Can a CRM accept credit card payments?
Yes, most CRMs accept credit card payments through built-in or integrated payment processing. The trick is setting it up correctly so payments go straight into your account without extra steps. Here's what you need to know.
CRMs connect to payment processors, not process cards themselves
Your CRM doesn't actually handle credit cards. Instead, it connects to a payment processor like Stripe, Square, or PayPal. When a client pays through your invoice, the CRM passes that data to the processor, which charges the card and deposits money into your business bank account. The CRM just provides the interface your clients see. This separation exists for security and legal reasons. You don't want to store raw credit card data in your software. The payment processor handles PCI compliance, which means you're protected from fraud liability. Most contractors use Stripe or Square because they're industry standard, integrate with nearly every CRM, and have straightforward fee structures around 2.9% plus 30 cents per transaction.

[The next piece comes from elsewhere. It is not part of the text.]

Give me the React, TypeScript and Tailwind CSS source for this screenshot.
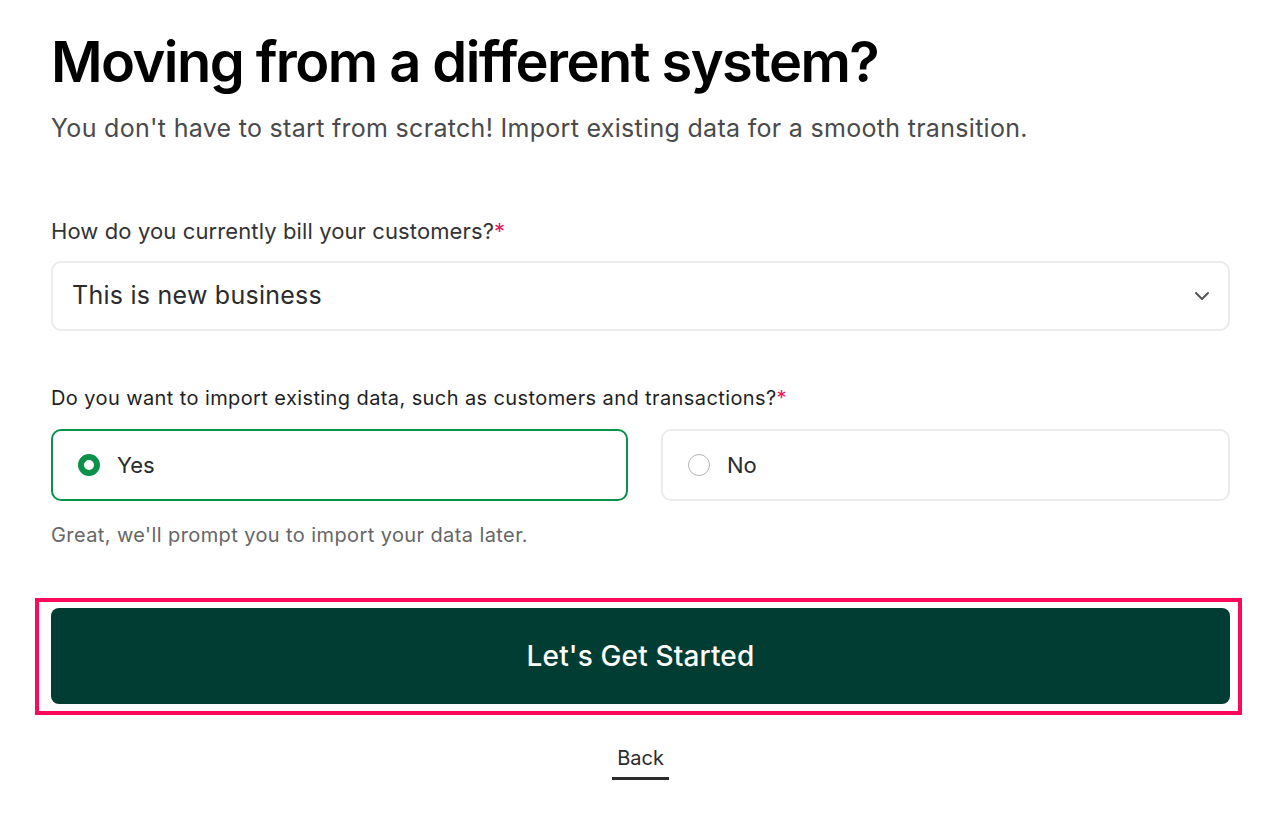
import { useState } from 'react';
import { ChevronDown } from 'lucide-react';

export default function App() {
  const [importData, setImportData] = useState<'yes' | 'no'>('yes');

  return (
    <div className="min-h-screen bg-white font-['Inter',sans-serif] text-[#2b2b2b]">
      <div className="pl-[51px] pr-[48px] pt-[28px]">
        {/* Header */}
        <h1 className="text-[56px] leading-[68px] font-semibold tracking-[-0.028em] text-black">
          Moving from a different system?
        </h1>
        <p className="mt-[16px] text-[25px] leading-[32px] tracking-[0.012em] text-[#4a4a4a]">
          You don't have to start from scratch! Import existing data for a smooth transition.
        </p>

        {/* Billing question */}
        <div className="mt-[73px]">
          <label className="block text-[22px] leading-[28px] tracking-[0.005em] text-[#333]">
            How do you currently bill your customers?<span className="text-[#e8175d]">*</span>
          </label>
          <div className="relative mt-[16px]">
            <select
              defaultValue="new"
              className="w-full h-[70px] appearance-none rounded-[10px] border-2 border-[#ebebeb] bg-white pl-[19px] pr-12 text-[25px] tracking-[0.01em] text-[#2b2b2b] outline-none"
            >
              <option value="new">This is new business</option>
              <option value="other">Another billing system</option>
            </select>
            <ChevronDown
              className="pointer-events-none absolute right-[16px] top-1/2 -translate-y-1/2 w-6 h-6 text-[#555]"
              strokeWidth={2}
            />
          </div>
        </div>

        {/* Import question */}
        <div className="mt-[53px]">
          <label className="block text-[20px] leading-[28px] tracking-[0.02em] text-[#1f1f1f]">
            Do you want to import existing data, such as customers and transactions?<span className="text-[#e8175d]">*</span>
          </label>
          <div className="mt-[17px] grid grid-cols-[577px_1fr] gap-[33px]">
            {(['yes', 'no'] as const).map((v) => {
              const active = importData === v;
              return (
                <button
                  key={v}
                  onClick={() => setImportData(v)}
                  className={
                    active
                      ? 'flex h-[72px] items-center gap-[17px] rounded-[10px] border-2 border-[#0b9149] bg-white pl-[25px] text-left'
                      : 'flex h-[72px] items-center gap-[17px] rounded-[10px] border-2 border-[#ebebeb] bg-white pl-[25px] text-left'
                  }
                >
                  {active ? (
                    <span className="h-[22px] w-[22px] rounded-full border-[6px] border-[#0b9149] bg-white" />
                  ) : (
                    <span className="h-[22px] w-[22px] rounded-full border border-[#b5b5b5] bg-white" />
                  )}
                  <span className="text-[22px] text-[#2b2b2b]">{v === 'yes' ? 'Yes' : 'No'}</span>
                </button>
              );
            })}
          </div>
          <p className="mt-[20px] text-[20px] leading-[28px] tracking-[0.02em] text-[#666]">
            Great, we'll prompt you to import your data later.
          </p>
        </div>

        {/* Submit */}
        <div className="relative mt-[59px]">
          <button className="flex h-[96px] w-full items-center justify-center rounded-[8px] bg-[#023d33] text-[28px] font-medium tracking-[0.005em] text-white">
            Let's Get Started
          </button>
          <div className="pointer-events-none absolute -left-[16px] -right-[12px] -top-[10px] -bottom-[11px] border-4 border-[#ff0a5a]" />
        </div>

        <div className="mt-[41px] flex justify-center">
          <button className="border-b-[3px] border-[#2b2b2b] px-[5px] pb-[6px] text-[20px] leading-[26px] text-[#2b2b2b]">
            Back
          </button>
        </div>
      </div>
    </div>
  );
}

Setup typically takes 15 to 30 minutes
To enable credit card payments in your CRM, you create an account with a payment processor, connect it to your CRM, and activate payment collection on your invoices. You'll need your business tax ID, bank account details, and maybe a few days for the processor to verify everything. Once live, clients see a pay button on your invoice. They enter their card info on a secure page hosted by the processor, not your CRM. The money lands in your account within 1-3 business days. No manual card entry. No separate invoicing system. It's one workflow from estimate to payment. Some contractors skip this because they think it's complicated. It's not. Your CRM's documentation walks you through it step by step.
Fees are the real consideration, not capability
Every payment processor charges a fee. Stripe and Square take roughly 2.9% plus 30 cents. PayPal is similar. Some CRMs offer their own payment processing at higher rates, like 3.5% or more. The math: a $5,000 invoice costs you $145 to $175 in fees. On a $20,000 job, you're looking at $580 to $700. That's real money. But compare it to the cost of chasing late payments, following up on checks that don't arrive, or waiting 30 days unpaid. Most contractors find the fee worthwhile because they get paid 5-10 days faster. Run the numbers on your average invoice size and payment delays. If you're waiting two weeks for checks to clear, a 3% fee might save you thousands in faster cash flow.
ACH transfers cost less but take longer
If you want to cut fees, some processors and CRMs offer ACH transfers (bank-to-bank transfers). ACH typically costs $1 per transaction or nothing at all, versus 3% for credit cards. The tradeoff: ACH takes 3-5 business days instead of 1-3. Some clients won't use ACH because they prefer credit card rewards. Some contractors offer both and let clients choose. You might also offer a small discount for ACH or check payment to nudge clients toward cheaper options. The real strategy is making credit card payment easy and visible on the invoice so clients don't default to mailing a check. Most contractors who use CRMs with integrated payment processing see payment times drop by half compared to traditional invoicing.
Bottom line
Set up credit card payments through your CRM's payment processor integration. Yes, you'll pay 3% in fees, but you'll collect 5-10 days faster. That cash flow difference beats the fee cost.